In the case of BP/16hA, the terminal hydroxyl groups of 16hA form hydrogen bonding with the amino groups of the polyethyleneimine chain. It is easy for the hydrophobic alkyl chains to form fluid liquid crystalline orientations because the hydrogen bonding is a weaker interaction when compared to the ionic interaction. Furthermore, the hydrogen bonding of the terminal groups leads to the formation of the smectic B phase with enhanced orientational order as well as the smectic A phase.
3.2. Structural Analysis
The X-ray diffraction patterns were measured for the BP/ndA series. In BP/ndA with n = 11, 13, the X-ray inner reflections were obtained in fluid phases. The layer distances obtained from the X-ray inner reflections corresponded to an extended molecular length (L) of ndA. BP/ndA with n = 11, 13 exhibited optical isotropy.
However, the existence of the X-ray inner reflections indicates that some ordered structure was formed in the fluid state. Three conditions, namely: optical isotropy, lack of perpendicular alignment, and an ordered structure (the X-ray inner reflection) indicated the formation of a liquid crystalline phase such as a cubic phase exhibiting optical isotropy. The X-ray inner reflections of BP/ndA with n = 11, 13 were not found above 150°C. This suggests that the liquid crystalline-isotropic phase transition temperatures were about 150°C.
BP/15dA revealed the X-ray reflections. We considered that the X-ray reflections corresponded to (220), (222) and (400) (Figure 3). In this case, it is expected that the fluid ordered phase of BP/15dA is a cubic phase such as Pn3m .
The X-ray diffraction patterns of BP/16hA consist of the sharp inner reflections and the broad outer reflection in the smectic A phase (100°C) (Figure 4). In the smectic B phase (80°C), however, BP/16hA revealed the X-ray sharp inner and outer reflections (Figure 4). The X-ray sharp inner reflection exhibits the formation of layer structure. The X-ray sharp outer reflection indicates the existence of the ordered smectic phase such as the smectic B phase with a hexatic order within the layer. Possible packing models of the smectic A and smectic B phases are proposed as shown in Figure 4. The layer spacings (SmB: 2.37 nm, SmA: 2.25 nm) corresponded to the extended length (2.02 nm) of 16hA. This indicates the formation of a monolayer structure in the smectic B phase. The smectic A phase also has the monolayer structure. Furthermore, the alkyl chains of 16hA formed a hexatic structure within the smectic B layer. In the smectic A phase, however, the orientation with a short range order (without a positional order) is formed within the layer. In the smectic A and B phases, the layer structures consist of the hydrophilic and hydrophobic sublayers. The orientational structure of the smectic phases is stabilized by the hydrophilic sublayers consisting of polyammonium and counter dicarboxylate ions.

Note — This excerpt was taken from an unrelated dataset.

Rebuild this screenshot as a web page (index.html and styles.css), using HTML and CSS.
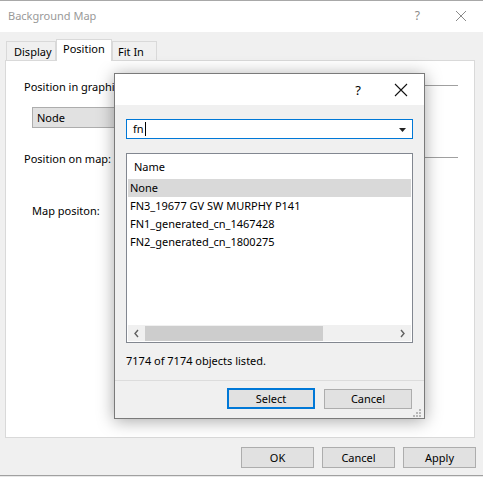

The novel ionic liquid crystalline systems were synthesized through the proton-transfer reaction of polyethyleneimine and carboxylic acids (α,ω-dicarboxylic acids and hydroxyalkanoic acid). The ionic interaction acted effectively to the formation of the fluid liquid crystalline phases. BP/ndA bearing the counter dicarboxylate ions formed the cubic phase. On the other hand, BP/16hA bearing the counter monocarboxylate ion exhibited the smectic A and smectic B phases. We consider that the balance between ionic and hydrophobic interactions is very important for liquid crystal formation. Since the ionic interaction is strong in the case of BP/ndA, the reorientation of the hydrophobic alkyl chains is inhibited. In BP/16hA, however, the hydrophobic alkyl chains possess the flexibility to allow a variety of orientations. The liquid crystalline behavior of BP/ndA and BP/16hA will be investigated still more. Thus, we can further clarify the influence of noncovalent interactions such as ionic interaction and hydrogen bonding on the liquid crystal formation.